Repeat all of the material below exactly as written, images excluded.

================

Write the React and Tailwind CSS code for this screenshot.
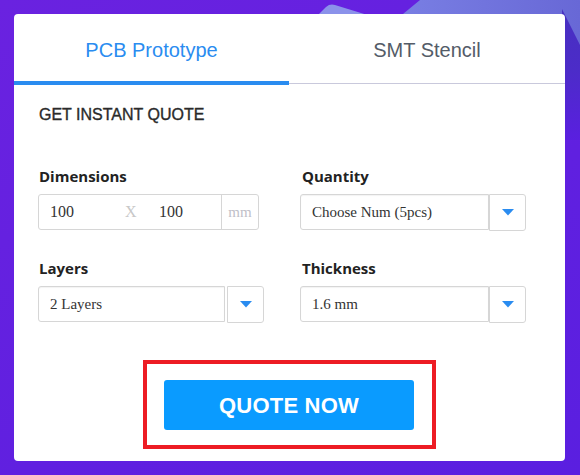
import React from "react";

function Caret() {
  return (
    <svg width="12" height="7" viewBox="0 0 12 7" className="block">
      <path d="M0 0 L12 0 L6 6.5 Z" fill="#2a8cf0" />
    </svg>
  );
}

function SelectBox({ value, mainW, gap }) {
  return (
    <div className="flex items-start h-[37px]">
      <div
        className={`${mainW} h-[36px] border border-[#d6d6d6] rounded-l-[3px] flex items-center pl-[11px] text-[15px] text-[#333] shadow-[inset_0_1px_1px_rgba(0,0,0,0.05)]`}
        style={{ fontFamily: '"Liberation Serif", serif' }}
      >
        {value}
      </div>
      <div className={`${gap} w-[37px] h-[37px] border border-[#d6d6d6] rounded-r-[3px] flex items-center justify-center`}>
        <Caret />
      </div>
    </div>
  );
}

export default function App() {
  return (
    <div
      className="relative w-[580px] h-[475px] overflow-hidden bg-[linear-gradient(150deg,#6a22e0_0%,#6020e0_60%,#5a1fe0_100%)] p-[14px] pr-[15px]"
      style={{ fontFamily: '"Liberation Sans", Arial, sans-serif' }}
    >
      <svg className="absolute inset-0" width="580" height="475" viewBox="0 0 580 475">
        <defs>
          <linearGradient id="dk" x1="0" y1="0" x2="0" y2="1">
            <stop offset="0" stopColor="#4630c0" />
            <stop offset="0.5" stopColor="#4c2cc8" />
            <stop offset="1" stopColor="#5a1fe0" />
          </linearGradient>
          <linearGradient id="lb" x1="0" y1="0" x2="1" y2="0">
            <stop offset="0" stopColor="#7a80e4" />
            <stop offset="1" stopColor="#6868d6" />
          </linearGradient>
        </defs>
        <polygon points="540,0 580,0 580,140 540,140" fill="url(#dk)" />
        <polygon points="420,0 580,0 580,45 562,9 562,60 390,60 403,14" fill="url(#lb)" />
        <path d="M316 17 L326 7 Q330 3.5 335 5 L374 17 Z" fill="#8b92ea" />
      </svg>

      <div className="relative h-[447px] bg-white rounded-[4px] overflow-hidden">
        {/* Tabs */}
        <div className="grid grid-cols-[275px_1fr] h-[71px]">
          <div className="border-b-4 border-[#2a8cf0] flex justify-center pt-[24px]">
            <span className="text-[20px] leading-[24px] text-[#2a8cf0]">PCB Prototype</span>
          </div>
          <div className="flex flex-col">
            <div className="flex-1 flex justify-center pt-[24px]">
              <span className="text-[20px] leading-[24px] text-[#545c68]">SMT Stencil</span>
            </div>
            <div className="h-[1px] bg-[#c9c9dc] mb-[1px]" />
          </div>
        </div>

        {/* Body */}
        <div className="pl-[24px]">
          <div className="mt-[20px] text-[16px] leading-[20px] text-[#2a2a2a] pl-[1px] [-webkit-text-stroke:0.35px_#2a2a2a]">
            GET INSTANT QUOTE
          </div>

          <div className="mt-[41px] grid grid-cols-[226px_226px] gap-x-[36px]">
            <div>
              <div
                className="text-[15px] leading-[20px] font-bold text-[#222] pl-[1px]"
                style={{ fontFamily: '"Open Sans", sans-serif' }}
              >
                Dimensions
              </div>
              <div
                className="mt-[8px] w-[221px] h-[36px] border border-[#d6d6d6] rounded-[3px] flex items-center text-[16px] text-[#333]"
                style={{ fontFamily: '"Liberation Serif", serif' }}
              >
                <span className="pl-[11px] w-[86px]">100</span>
                <span className="text-[#c8c8c8] w-[34px] text-[16px]">X</span>
                <span className="flex-1">100</span>
                <div className="h-full border-l border-[#d6d6d6] w-[37px] flex items-center justify-center text-[15px] text-[#c0c0c8]">
                  mm
                </div>
              </div>
            </div>
            <div>
              <div
                className="text-[15px] leading-[20px] font-bold text-[#222] pl-[2px]"
                style={{ fontFamily: '"Open Sans", sans-serif' }}
              >
                Quantity
              </div>
              <div className="mt-[8px]">
                <SelectBox value="Choose Num (5pcs)" mainW="w-[189px]" gap="ml-0" />
              </div>
            </div>

            <div className="mt-[27px]">
              <div
                className="text-[15px] leading-[20px] font-bold text-[#222] pl-[1px]"
                style={{ fontFamily: '"Open Sans", sans-serif' }}
              >
                Layers
              </div>
              <div className="mt-[8px]">
                <SelectBox value="2 Layers" mainW="w-[187px]" gap="ml-[2px]" />
              </div>
            </div>
            <div className="mt-[27px]">
              <div
                className="text-[15px] leading-[20px] font-bold text-[#222] pl-[2px]"
                style={{ fontFamily: '"Open Sans", sans-serif' }}
              >
                Thickness
              </div>
              <div className="mt-[8px]">
                <SelectBox value="1.6 mm" mainW="w-[189px]" gap="ml-0" />
              </div>
            </div>
          </div>
        </div>

        <div className="mt-[37px] flex justify-center">
          <div className="border-4 border-[#ed1c24] pt-[16px] pb-[15px] pl-[17px] pr-[18px]">
            <button className="w-[250px] h-[50px] rounded-[3px] bg-[#0a9bff] text-white text-[22px] font-bold tracking-[0.2px] flex items-center justify-center">
              QUOTE NOW
            </button>
          </div>
        </div>
      </div>
    </div>
  );
}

================

THE SOLUTION =
Write the React and Tailwind CSS code for this screenshot.
import React from "react";

function Caret() {
  return (
    <svg width="12" height="7" viewBox="0 0 12 7" className="block">
      <path d="M0 0 L12 0 L6 6.5 Z" fill="#2a8cf0" />
    </svg>
  );
}

function SelectBox({ value, mainW, gap }) {
  return (
    <div className="flex items-start h-[37px]">
      <div
        className={`${mainW} h-[36px] border border-[#d6d6d6] rounded-l-[3px] flex items-center pl-[11px] text-[15px] text-[#333] shadow-[inset_0_1px_1px_rgba(0,0,0,0.05)]`}
        style={{ fontFamily: '"Liberation Serif", serif' }}
      >
        {value}
      </div>
      <div className={`${gap} w-[37px] h-[37px] border border-[#d6d6d6] rounded-r-[3px] flex items-center justify-center`}>
        <Caret />
      </div>
    </div>
  );
}

export default function App() {
  return (
    <div
      className="relative w-[580px] h-[475px] overflow-hidden bg-[linear-gradient(150deg,#6a22e0_0%,#6020e0_60%,#5a1fe0_100%)] p-[14px] pr-[15px]"
      style={{ fontFamily: '"Liberation Sans", Arial, sans-serif' }}
    >
      <svg className="absolute inset-0" width="580" height="475" viewBox="0 0 580 475">
        <defs>
          <linearGradient id="dk" x1="0" y1="0" x2="0" y2="1">
            <stop offset="0" stopColor="#4630c0" />
            <stop offset="0.5" stopColor="#4c2cc8" />
            <stop offset="1" stopColor="#5a1fe0" />
          </linearGradient>
          <linearGradient id="lb" x1="0" y1="0" x2="1" y2="0">
            <stop offset="0" stopColor="#7a80e4" />
            <stop offset="1" stopColor="#6868d6" />
          </linearGradient>
        </defs>
        <polygon points="540,0 580,0 580,140 540,140" fill="url(#dk)" />
        <polygon points="420,0 580,0 580,45 562,9 562,60 390,60 403,14" fill="url(#lb)" />
        <path d="M316 17 L326 7 Q330 3.5 335 5 L374 17 Z" fill="#8b92ea" />
      </svg>

      <div className="relative h-[447px] bg-white rounded-[4px] overflow-hidden">
        {/* Tabs */}
        <div className="grid grid-cols-[275px_1fr] h-[71px]">
          <div className="border-b-4 border-[#2a8cf0] flex justify-center pt-[24px]">
            <span className="text-[20px] leading-[24px] text-[#2a8cf0]">PCB Prototype</span>
          </div>
          <div className="flex flex-col">
            <div className="flex-1 flex justify-center pt-[24px]">
              <span className="text-[20px] leading-[24px] text-[#545c68]">SMT Stencil</span>
            </div>
            <div className="h-[1px] bg-[#c9c9dc] mb-[1px]" />
          </div>
        </div>

        {/* Body */}
        <div className="pl-[24px]">
          <div className="mt-[20px] text-[16px] leading-[20px] text-[#2a2a2a] pl-[1px] [-webkit-text-stroke:0.35px_#2a2a2a]">
            GET INSTANT QUOTE
          </div>

          <div className="mt-[41px] grid grid-cols-[226px_226px] gap-x-[36px]">
            <div>
              <div
                className="text-[15px] leading-[20px] font-bold text-[#222] pl-[1px]"
                style={{ fontFamily: '"Open Sans", sans-serif' }}
              >
                Dimensions
              </div>
              <div
                className="mt-[8px] w-[221px] h-[36px] border border-[#d6d6d6] rounded-[3px] flex items-center text-[16px] text-[#333]"
                style={{ fontFamily: '"Liberation Serif", serif' }}
              >
                <span className="pl-[11px] w-[86px]">100</span>
                <span className="text-[#c8c8c8] w-[34px] text-[16px]">X</span>
                <span className="flex-1">100</span>
                <div className="h-full border-l border-[#d6d6d6] w-[37px] flex items-center justify-center text-[15px] text-[#c0c0c8]">
                  mm
                </div>
              </div>
            </div>
            <div>
              <div
                className="text-[15px] leading-[20px] font-bold text-[#222] pl-[2px]"
                style={{ fontFamily: '"Open Sans", sans-serif' }}
              >
                Quantity
              </div>
              <div className="mt-[8px]">
                <SelectBox value="Choose Num (5pcs)" mainW="w-[189px]" gap="ml-0" />
              </div>
            </div>

            <div className="mt-[27px]">
              <div
                className="text-[15px] leading-[20px] font-bold text-[#222] pl-[1px]"
                style={{ fontFamily: '"Open Sans", sans-serif' }}
              >
                Layers
              </div>
              <div className="mt-[8px]">
                <SelectBox value="2 Layers" mainW="w-[187px]" gap="ml-[2px]" />
              </div>
            </div>
            <div className="mt-[27px]">
              <div
                className="text-[15px] leading-[20px] font-bold text-[#222] pl-[2px]"
                style={{ fontFamily: '"Open Sans", sans-serif' }}
              >
                Thickness
              </div>
              <div className="mt-[8px]">
                <SelectBox value="1.6 mm" mainW="w-[189px]" gap="ml-0" />
              </div>
            </div>
          </div>
        </div>

        <div className="mt-[37px] flex justify-center">
          <div className="border-4 border-[#ed1c24] pt-[16px] pb-[15px] pl-[17px] pr-[18px]">
            <button className="w-[250px] h-[50px] rounded-[3px] bg-[#0a9bff] text-white text-[22px] font-bold tracking-[0.2px] flex items-center justify-center">
              QUOTE NOW
            </button>
          </div>
        </div>
      </div>
    </div>
  );
}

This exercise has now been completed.